(Records with interface code)
####

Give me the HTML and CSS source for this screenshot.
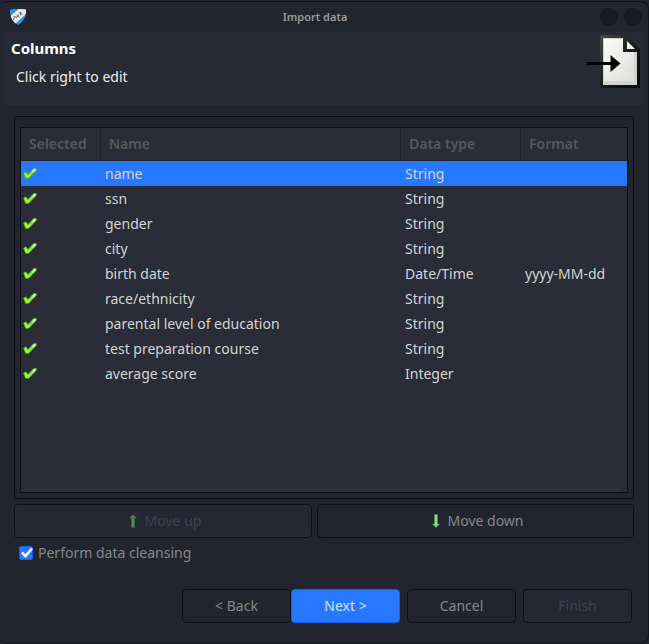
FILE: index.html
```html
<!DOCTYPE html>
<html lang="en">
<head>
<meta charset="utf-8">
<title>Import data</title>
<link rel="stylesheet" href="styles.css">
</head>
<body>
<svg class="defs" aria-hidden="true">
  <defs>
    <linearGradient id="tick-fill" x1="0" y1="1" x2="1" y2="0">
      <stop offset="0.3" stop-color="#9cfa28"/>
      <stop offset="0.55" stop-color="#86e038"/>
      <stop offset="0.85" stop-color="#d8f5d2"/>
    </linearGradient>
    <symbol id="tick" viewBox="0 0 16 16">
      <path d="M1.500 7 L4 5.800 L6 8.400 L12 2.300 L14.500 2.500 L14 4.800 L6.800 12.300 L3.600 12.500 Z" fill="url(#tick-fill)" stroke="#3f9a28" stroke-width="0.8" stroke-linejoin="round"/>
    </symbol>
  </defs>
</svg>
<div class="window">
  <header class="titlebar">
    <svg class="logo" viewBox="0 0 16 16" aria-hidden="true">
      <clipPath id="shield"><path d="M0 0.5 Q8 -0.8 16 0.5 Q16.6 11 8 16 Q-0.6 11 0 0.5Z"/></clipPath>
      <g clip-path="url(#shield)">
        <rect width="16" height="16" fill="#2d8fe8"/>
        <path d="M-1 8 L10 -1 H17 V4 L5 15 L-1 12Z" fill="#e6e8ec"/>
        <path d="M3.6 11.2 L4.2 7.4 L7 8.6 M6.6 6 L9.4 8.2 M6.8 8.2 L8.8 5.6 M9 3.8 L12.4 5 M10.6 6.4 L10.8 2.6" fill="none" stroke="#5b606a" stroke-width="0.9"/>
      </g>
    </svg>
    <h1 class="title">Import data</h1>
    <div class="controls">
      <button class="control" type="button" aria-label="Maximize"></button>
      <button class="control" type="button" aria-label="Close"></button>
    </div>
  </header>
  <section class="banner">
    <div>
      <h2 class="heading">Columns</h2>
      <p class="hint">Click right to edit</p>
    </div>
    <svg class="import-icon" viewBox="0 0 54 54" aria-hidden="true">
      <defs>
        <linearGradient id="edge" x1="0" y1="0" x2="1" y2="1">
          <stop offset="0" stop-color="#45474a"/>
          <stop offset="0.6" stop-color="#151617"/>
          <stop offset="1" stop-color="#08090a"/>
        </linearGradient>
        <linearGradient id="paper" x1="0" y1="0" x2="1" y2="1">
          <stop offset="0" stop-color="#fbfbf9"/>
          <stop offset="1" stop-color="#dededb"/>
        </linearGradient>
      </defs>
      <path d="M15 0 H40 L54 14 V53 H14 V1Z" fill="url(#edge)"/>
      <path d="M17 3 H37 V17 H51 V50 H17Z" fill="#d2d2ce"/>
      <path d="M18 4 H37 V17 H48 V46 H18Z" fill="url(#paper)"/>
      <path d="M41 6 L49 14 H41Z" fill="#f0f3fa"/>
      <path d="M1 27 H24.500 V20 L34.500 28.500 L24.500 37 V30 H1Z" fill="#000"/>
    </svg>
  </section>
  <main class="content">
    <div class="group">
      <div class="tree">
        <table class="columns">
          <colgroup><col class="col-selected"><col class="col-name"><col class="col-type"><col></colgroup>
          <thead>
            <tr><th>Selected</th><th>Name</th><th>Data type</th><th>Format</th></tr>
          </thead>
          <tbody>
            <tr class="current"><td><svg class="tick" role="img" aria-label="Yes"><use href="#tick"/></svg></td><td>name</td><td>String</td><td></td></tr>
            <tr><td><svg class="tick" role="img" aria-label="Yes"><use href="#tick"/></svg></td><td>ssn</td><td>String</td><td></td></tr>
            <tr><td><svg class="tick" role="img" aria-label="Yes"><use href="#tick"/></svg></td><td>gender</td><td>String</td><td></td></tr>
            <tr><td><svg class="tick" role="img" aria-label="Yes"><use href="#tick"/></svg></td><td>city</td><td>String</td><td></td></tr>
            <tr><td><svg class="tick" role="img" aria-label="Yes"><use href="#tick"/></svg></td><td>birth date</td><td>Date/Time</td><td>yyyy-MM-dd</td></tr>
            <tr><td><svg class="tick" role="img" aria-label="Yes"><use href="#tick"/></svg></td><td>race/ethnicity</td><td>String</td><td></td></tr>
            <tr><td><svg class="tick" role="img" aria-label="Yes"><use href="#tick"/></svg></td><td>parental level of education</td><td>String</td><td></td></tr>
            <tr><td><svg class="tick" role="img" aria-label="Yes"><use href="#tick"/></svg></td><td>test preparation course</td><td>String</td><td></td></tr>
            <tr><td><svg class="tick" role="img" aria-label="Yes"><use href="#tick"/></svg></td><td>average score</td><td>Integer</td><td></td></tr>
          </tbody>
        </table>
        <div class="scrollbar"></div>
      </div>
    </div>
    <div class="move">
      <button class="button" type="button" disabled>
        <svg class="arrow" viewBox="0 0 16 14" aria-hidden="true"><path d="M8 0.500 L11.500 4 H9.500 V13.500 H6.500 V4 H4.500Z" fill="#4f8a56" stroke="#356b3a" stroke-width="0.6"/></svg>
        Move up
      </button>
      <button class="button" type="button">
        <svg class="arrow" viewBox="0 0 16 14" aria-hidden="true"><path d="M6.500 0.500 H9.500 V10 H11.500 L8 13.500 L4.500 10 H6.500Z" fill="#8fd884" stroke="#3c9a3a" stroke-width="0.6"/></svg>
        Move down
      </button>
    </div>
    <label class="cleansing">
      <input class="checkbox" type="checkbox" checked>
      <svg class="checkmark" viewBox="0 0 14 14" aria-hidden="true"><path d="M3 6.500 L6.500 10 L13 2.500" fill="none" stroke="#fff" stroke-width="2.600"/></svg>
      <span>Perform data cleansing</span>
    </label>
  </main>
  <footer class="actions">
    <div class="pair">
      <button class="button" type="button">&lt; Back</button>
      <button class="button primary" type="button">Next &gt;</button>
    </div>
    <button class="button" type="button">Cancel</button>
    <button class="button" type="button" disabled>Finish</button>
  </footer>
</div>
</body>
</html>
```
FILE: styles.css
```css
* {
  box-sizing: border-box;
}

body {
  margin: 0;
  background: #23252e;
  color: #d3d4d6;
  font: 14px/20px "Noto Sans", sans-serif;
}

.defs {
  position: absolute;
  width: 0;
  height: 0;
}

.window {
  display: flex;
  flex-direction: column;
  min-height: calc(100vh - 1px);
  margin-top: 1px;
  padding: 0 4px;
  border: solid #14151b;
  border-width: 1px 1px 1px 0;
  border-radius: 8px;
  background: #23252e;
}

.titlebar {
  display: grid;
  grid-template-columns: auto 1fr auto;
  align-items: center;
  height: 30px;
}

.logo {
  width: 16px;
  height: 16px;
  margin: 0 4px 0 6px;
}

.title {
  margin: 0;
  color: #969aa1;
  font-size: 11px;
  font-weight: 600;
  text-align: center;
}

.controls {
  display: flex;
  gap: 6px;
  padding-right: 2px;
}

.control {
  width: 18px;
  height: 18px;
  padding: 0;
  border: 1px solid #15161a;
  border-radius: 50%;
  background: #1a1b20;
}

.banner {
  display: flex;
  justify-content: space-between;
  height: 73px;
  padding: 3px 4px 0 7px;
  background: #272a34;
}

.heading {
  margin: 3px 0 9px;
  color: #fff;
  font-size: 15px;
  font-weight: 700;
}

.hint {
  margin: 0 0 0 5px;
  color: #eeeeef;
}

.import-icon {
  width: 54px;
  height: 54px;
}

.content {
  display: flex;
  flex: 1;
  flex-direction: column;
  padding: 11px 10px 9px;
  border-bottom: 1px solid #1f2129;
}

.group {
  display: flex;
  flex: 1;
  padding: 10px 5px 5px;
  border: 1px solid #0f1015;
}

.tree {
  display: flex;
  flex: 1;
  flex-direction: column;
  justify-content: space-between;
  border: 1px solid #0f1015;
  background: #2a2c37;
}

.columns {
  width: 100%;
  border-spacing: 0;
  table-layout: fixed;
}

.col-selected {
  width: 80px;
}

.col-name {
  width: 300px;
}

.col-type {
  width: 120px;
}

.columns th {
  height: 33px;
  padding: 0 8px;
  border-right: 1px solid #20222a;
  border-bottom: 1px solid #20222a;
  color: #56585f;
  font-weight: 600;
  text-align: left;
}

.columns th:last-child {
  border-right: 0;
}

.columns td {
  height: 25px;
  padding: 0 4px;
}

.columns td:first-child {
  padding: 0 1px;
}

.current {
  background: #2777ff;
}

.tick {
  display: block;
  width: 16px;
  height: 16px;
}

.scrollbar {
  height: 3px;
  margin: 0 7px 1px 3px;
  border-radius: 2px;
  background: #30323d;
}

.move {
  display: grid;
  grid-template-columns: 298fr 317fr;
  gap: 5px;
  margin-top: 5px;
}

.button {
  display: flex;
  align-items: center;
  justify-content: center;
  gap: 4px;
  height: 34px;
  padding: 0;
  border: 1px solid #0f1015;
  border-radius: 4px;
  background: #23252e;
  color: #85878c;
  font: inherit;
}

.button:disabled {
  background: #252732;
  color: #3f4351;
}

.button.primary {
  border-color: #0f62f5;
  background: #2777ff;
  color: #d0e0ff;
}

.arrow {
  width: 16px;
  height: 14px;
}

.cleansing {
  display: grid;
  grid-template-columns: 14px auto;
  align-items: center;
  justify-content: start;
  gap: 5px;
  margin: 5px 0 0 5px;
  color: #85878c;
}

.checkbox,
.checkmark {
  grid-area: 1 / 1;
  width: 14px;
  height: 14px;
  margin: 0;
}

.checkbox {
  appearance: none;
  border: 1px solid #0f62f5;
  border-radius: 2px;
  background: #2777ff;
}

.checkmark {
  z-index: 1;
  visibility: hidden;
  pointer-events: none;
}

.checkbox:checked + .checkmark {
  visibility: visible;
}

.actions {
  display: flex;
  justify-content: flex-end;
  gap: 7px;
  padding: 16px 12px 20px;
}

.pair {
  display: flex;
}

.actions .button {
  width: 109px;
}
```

####

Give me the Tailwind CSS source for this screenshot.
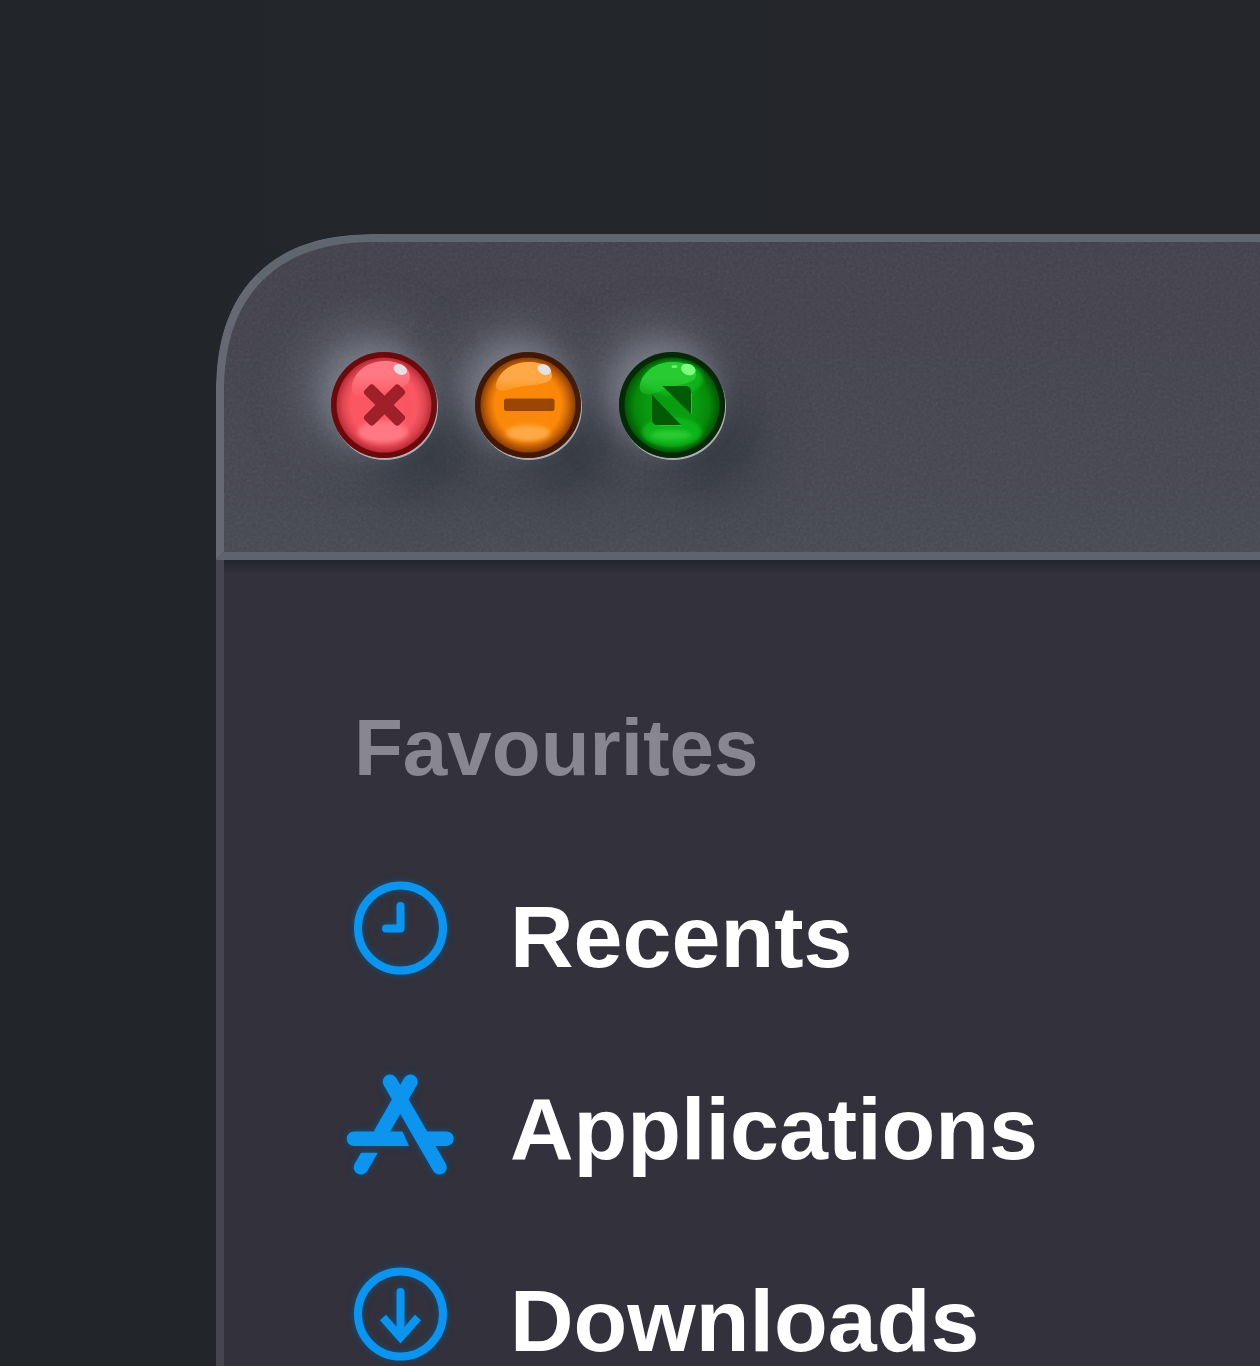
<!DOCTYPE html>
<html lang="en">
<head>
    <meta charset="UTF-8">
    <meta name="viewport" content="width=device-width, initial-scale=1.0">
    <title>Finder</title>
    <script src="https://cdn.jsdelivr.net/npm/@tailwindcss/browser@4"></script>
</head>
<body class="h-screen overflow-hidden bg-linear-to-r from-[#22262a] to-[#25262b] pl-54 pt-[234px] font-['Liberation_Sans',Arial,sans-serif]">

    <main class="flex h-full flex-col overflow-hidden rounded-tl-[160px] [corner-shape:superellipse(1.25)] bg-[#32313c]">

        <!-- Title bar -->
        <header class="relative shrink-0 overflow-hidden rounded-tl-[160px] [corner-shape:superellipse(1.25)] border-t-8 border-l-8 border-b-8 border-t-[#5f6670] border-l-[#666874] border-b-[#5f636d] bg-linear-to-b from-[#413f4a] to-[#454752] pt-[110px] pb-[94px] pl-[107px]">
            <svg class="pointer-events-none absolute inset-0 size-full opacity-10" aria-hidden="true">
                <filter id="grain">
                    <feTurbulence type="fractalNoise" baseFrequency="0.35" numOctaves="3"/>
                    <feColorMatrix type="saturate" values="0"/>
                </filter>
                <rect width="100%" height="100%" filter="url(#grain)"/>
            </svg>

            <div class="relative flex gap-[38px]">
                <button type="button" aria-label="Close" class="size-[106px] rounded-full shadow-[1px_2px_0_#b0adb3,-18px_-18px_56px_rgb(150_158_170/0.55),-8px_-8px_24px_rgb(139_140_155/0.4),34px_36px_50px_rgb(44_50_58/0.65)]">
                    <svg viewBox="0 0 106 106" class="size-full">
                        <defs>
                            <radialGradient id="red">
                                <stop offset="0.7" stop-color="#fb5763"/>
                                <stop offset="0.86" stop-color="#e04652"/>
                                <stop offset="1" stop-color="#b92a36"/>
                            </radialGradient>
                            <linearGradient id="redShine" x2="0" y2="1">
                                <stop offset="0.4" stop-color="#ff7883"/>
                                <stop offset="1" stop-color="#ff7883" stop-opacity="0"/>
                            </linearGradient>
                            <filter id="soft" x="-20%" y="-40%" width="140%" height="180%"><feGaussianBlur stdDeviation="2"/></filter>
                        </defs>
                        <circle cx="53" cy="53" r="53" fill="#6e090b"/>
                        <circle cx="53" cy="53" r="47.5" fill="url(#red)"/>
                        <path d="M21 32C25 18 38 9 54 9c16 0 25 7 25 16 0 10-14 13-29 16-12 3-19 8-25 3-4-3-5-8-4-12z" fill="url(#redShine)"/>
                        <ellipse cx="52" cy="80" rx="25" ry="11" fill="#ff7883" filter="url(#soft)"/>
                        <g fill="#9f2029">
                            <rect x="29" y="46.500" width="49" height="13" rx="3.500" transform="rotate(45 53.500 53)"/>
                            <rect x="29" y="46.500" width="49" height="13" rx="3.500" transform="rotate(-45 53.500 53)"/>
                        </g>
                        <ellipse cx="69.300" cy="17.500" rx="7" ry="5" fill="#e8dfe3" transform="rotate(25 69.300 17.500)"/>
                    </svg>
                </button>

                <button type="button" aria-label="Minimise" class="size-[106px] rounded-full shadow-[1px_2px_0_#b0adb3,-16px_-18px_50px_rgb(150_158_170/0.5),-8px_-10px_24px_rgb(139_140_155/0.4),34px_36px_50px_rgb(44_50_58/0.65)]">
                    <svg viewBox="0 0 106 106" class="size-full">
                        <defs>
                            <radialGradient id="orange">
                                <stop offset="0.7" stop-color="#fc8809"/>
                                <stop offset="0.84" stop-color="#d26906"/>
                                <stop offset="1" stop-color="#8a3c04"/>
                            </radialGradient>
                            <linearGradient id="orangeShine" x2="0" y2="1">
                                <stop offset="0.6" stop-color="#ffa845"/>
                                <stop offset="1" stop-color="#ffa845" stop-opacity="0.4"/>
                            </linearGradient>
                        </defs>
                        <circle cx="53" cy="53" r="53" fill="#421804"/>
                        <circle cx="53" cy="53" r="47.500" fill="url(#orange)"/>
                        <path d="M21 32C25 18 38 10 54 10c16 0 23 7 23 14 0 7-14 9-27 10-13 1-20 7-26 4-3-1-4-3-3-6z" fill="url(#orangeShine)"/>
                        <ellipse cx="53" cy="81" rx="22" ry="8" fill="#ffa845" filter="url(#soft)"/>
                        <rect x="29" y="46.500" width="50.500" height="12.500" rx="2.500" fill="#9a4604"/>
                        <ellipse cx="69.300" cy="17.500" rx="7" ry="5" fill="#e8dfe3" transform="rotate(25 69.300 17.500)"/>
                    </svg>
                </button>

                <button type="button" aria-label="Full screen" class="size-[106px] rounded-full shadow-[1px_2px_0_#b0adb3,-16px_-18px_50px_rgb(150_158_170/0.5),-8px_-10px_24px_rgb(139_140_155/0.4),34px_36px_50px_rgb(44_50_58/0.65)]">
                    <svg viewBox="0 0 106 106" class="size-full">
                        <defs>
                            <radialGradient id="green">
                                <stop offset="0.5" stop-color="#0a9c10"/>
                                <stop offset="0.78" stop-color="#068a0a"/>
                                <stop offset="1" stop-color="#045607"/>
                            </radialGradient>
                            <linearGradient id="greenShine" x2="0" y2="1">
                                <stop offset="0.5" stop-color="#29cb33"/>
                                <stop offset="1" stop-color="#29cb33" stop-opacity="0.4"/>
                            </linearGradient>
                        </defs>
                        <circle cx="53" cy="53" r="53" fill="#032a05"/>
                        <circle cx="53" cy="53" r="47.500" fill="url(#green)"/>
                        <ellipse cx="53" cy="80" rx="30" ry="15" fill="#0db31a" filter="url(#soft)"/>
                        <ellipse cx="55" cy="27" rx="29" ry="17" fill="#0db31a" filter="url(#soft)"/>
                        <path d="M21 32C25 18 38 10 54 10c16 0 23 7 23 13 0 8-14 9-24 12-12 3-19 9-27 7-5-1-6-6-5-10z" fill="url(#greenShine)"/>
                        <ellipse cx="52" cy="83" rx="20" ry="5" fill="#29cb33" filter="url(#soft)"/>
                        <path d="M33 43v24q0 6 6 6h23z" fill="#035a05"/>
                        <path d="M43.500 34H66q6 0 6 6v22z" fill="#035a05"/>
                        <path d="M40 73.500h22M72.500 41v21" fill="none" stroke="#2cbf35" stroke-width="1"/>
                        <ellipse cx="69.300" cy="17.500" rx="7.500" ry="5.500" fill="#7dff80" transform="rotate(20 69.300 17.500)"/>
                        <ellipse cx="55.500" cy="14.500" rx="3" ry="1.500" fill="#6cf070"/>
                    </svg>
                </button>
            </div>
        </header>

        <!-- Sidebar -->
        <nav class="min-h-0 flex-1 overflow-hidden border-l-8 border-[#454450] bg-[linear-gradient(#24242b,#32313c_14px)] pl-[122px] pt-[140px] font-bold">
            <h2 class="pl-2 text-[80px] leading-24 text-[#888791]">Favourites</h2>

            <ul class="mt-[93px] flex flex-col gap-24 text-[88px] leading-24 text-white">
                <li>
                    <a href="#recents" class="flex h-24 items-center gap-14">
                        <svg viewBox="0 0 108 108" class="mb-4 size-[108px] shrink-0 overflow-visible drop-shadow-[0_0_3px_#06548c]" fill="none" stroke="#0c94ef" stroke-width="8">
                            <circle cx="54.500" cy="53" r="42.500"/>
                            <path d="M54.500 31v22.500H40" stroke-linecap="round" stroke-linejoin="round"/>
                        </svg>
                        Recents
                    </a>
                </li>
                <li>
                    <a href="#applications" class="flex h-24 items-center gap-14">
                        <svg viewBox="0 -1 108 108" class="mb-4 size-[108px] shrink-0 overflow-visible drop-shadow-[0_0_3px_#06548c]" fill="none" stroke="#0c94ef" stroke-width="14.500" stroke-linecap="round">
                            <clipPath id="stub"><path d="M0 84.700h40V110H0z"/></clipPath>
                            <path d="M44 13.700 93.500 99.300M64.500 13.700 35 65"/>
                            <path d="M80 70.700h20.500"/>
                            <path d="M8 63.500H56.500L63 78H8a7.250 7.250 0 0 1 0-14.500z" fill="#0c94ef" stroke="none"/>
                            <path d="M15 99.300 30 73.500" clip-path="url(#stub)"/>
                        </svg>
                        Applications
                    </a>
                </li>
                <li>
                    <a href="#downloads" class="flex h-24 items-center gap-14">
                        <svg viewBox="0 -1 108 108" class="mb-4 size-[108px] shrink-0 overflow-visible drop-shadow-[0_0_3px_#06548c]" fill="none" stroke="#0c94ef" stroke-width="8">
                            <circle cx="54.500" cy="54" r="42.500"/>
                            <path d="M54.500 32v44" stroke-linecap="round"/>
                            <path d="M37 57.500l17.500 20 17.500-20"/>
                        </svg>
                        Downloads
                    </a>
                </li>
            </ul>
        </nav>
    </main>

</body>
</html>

####

→ What you need to do: Without the pictures, write out exactly the lines from the one that has "Give me the Tailwind" down to the one that has "overflow-hidden bg-linear-to-r from-[#22262a]", both included.

→ Response to this exercise:
Give me the Tailwind CSS source for this screenshot.
<!DOCTYPE html>
<html lang="en">
<head>
    <meta charset="UTF-8">
    <meta name="viewport" content="width=device-width, initial-scale=1.0">
    <title>Finder</title>
    <script src="https://cdn.jsdelivr.net/npm/@tailwindcss/browser@4"></script>
</head>
<body class="h-screen overflow-hidden bg-linear-to-r from-[#22262a] to-[#25262b] pl-54 pt-[234px] font-['Liberation_Sans',Arial,sans-serif]">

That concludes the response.